A section of Kitale-Lodwar road. Courtesy: Twitter |
Thirteen years may have passed but their resolve to rewrite their history has never faded. The incident happened sometime in April, 2003. The set-up was in Kainuk town, Turkana County.
That morning, Kainuk residents – powered by an unbreakable chain of widows and orphans – took to the streets. With them were two grievances: the menace brought by bandit bullets and the pain of depending on an impassable Kitale-Lodwar road.
Well, to cut the long story short, anyone familiar with the happenings in Turkana will confirm to you that the only road joining the region to the rest of Kenya degrades the very essence of Kenya’s sovereignty. Kitale-Lodwar road is not even ideal for camel caravans. Currently, it only supports a lethal cabal of crooks who live off the back of road-users plying that route.

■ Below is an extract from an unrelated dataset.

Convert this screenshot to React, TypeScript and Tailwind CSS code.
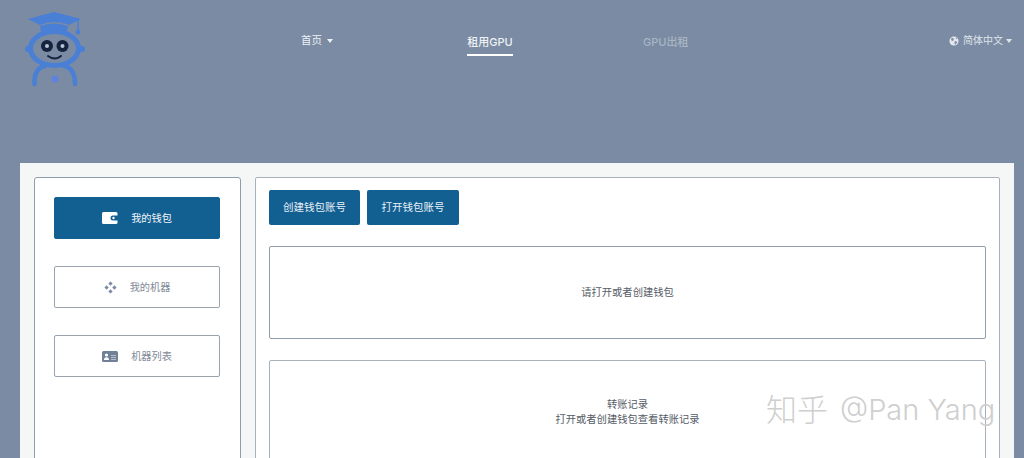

With this comes unpleasant news. Only the brave can shoulder the weight of transporting merchandise to Turkana. As a result, only those with heavy pockets can purchase. Of course, there is that social reasoning the creeps in. In Turkana, you get an imbalanced society composed of a tiny minority enjoying the fruits of “living in Kenya”, and the rest of us with gloomy faces.
Believe you me, this is the mother of all causes of poverty in Turkana.
While this scenario hardly popped up as a “real” issue that deserved public attention some years ago, devolution has brought home some hitherto Nairobi-based elite largess that now push villagers to reframe their collective questions.
One question that keeps coming up is why Turkana leaders choose not to travel by road. Here you get some scary facts. The number of flights plying Nairobi-Lodwar route keeps surging. Some Turkana top honchos now own private copters to facilitate their travels in and out of this rugged, locked county.
Parallel to these, the region can easily scoop a gold medal for hosting many of Kenya’s poorest people.
Now, you get the drift. This bad road has its victims and beneficiaries.
How a region swimming in endless pools of poverty can be attractive to an ever-increasing chain of airlines still baffles me. Something just doesn’t add up here.
I hear people saying that if leaders can hop from Nairobi’s Wilson Airport to Lodwar minus the headache that comes with swallowing tonnes of dust and dodging bandit bullets along Kitale-Lodwar road, what makes us – the invisible majority – (to) expect them to be vociferous proponents of public issues.
Here we are silently aiding the growth of a Kenya’s version of apartheid. It is simple. You need no technical knowhow to stomach the extent of social disequilibrium caused by bad roads in northern Kenya. We have a two-layered social edifice. Those whose fortunes have been grounded because they crawl. And those with catchy stories because they fly.
For those who may think my frustration is informed by some sort of we-versus-them spirits should just get this right. Guys, the “crawling” and the “flying” classes have lots of interlocking interests. And by the way, it is the “flying” class that may find it hard to live without the support of the “crawling” types.
This is how. The tonnes of meat rolling down your throats daily come from livestock farms of those “crawling” types. They feed you, albeit their rugged terrains!
The state of our not-so-politically-relevant communities epitomizes the callousness of our collective thinking. On this front, the Kenyan State is guilty as charged. It only raised its hand when some oily substance was spotted in Lokichar.
What remains to be seen is whether this change of heart will lessen the burden of the residents of Turkana in particular, and northern Kenya in general. All in all, I still find no reason not to cling on skepticism. Someone must build those northern Kenya roads.